Other voices may tell me these things, sometimes stronger more eloquent voices. But this one does not say this. Quite the opposite.
It tells me to let go. To allow myself to feel whatever I need to feel. To allow the Universe to lead me in whatever way I need to go. To allow my body to break and change and heal as it needs to. To allow myself to feel joy when it presents itself and to feel grief when it floods my soul.
To stop fighting my inner knowing when it tells me of my past, when it calls out to me in my needs, when it pushes me forward in directions that feel scary but ultimately right.
It is telling me to surrender to my vulnerabilities, my truth, my story, my feelings, my life.
To let go to trust, to the process of healing, to my world, to the wisdom of my life, to the expression of my true self.
It is not easy. It is not easy to change the habits of a lifetime. It is not easy to let go into the unknown, to trust, to be present.
It is scary and it is painfully difficult to fully let go and not keep clawing my way back to old ways of being, to the only way I knew how to surrender — allowing others to claim power over me or allowing myself to constantly hold up my defenses.

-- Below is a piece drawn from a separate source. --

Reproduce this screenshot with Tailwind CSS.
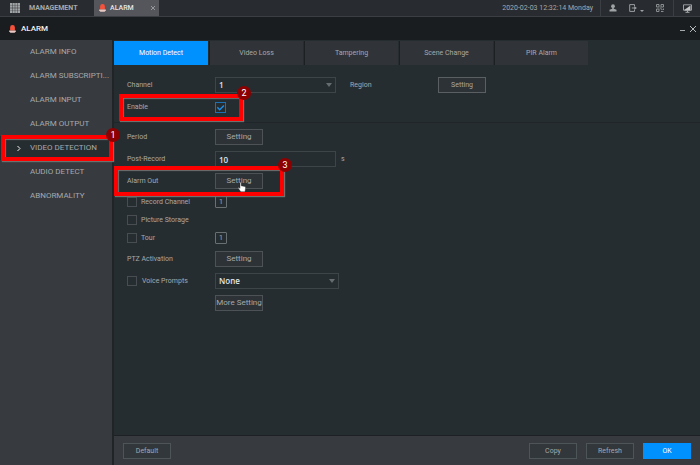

While celebrating a close friend’s birthday, I realized that whilst I had no desire to speak of my recent experiences, I was also holding myself back from enjoying the evening, I was not fully there.
Then a song was playing which reminded another friend of her dad, who had died two months ago. She instantly allowed her tears to flow.
As I sat holding her hand, I looked at her, feeling her pain, but also in awe of her ability to allow herself to feel her grief fully in this moment, in her ability to let go of her tears and cry freely.
A while later, as I thought to myself about my inability to express my pain to others, about my hesitance and often inability to cry, about my complete overriding control of my emotions tonight as I wore my defensive, yet outwardly fine mask for my friends, I realized I was as much controlling my darker feelings as I was my lighter, more joyful feelings for the evening.
Through all of this, the word kept roaming around the corners of my mind:
I could hear it telling me to feel whatever joy presented itself to me in these next moments, to allow myself a break from my heartache, even if only for an hour or two, even if it meant that I might come crashing down later in even more pain than I was then feeling.
I could feel it quietly showing me, through my friend, that this is what surrender looks like.
This is what it looks like to let go to the emotions and feeling of that moment, to not let them consume you but to let them out, to trust, to let down your defenses, to express your feelings and yourself in the very moment you need to the most, and then to be able to keep moving through the laughter that is heard close by and to let go back into the joy.
When words like this keep returning, when I keep using it in various ways in my writing or my conversations without conscious choice, when I keep coming back to this thought in my mind, when it is screaming at me in quiet whispers, when I have tired myself out by fighting against it, it seems there is nothing else to do but to listen and to surrender; to surrender myself to the moment.
So I surrendered. For the last hour of my evening, I actually let myself be as fully present as I could be in that moment for my friends, and I allowed myself to feel the sadness and joy in the room.
And now, I am trying to surrender to this moment when, for many, many, many reasons, I have no choice but to give myself up to the grief and sadness that is filling every inch of my being.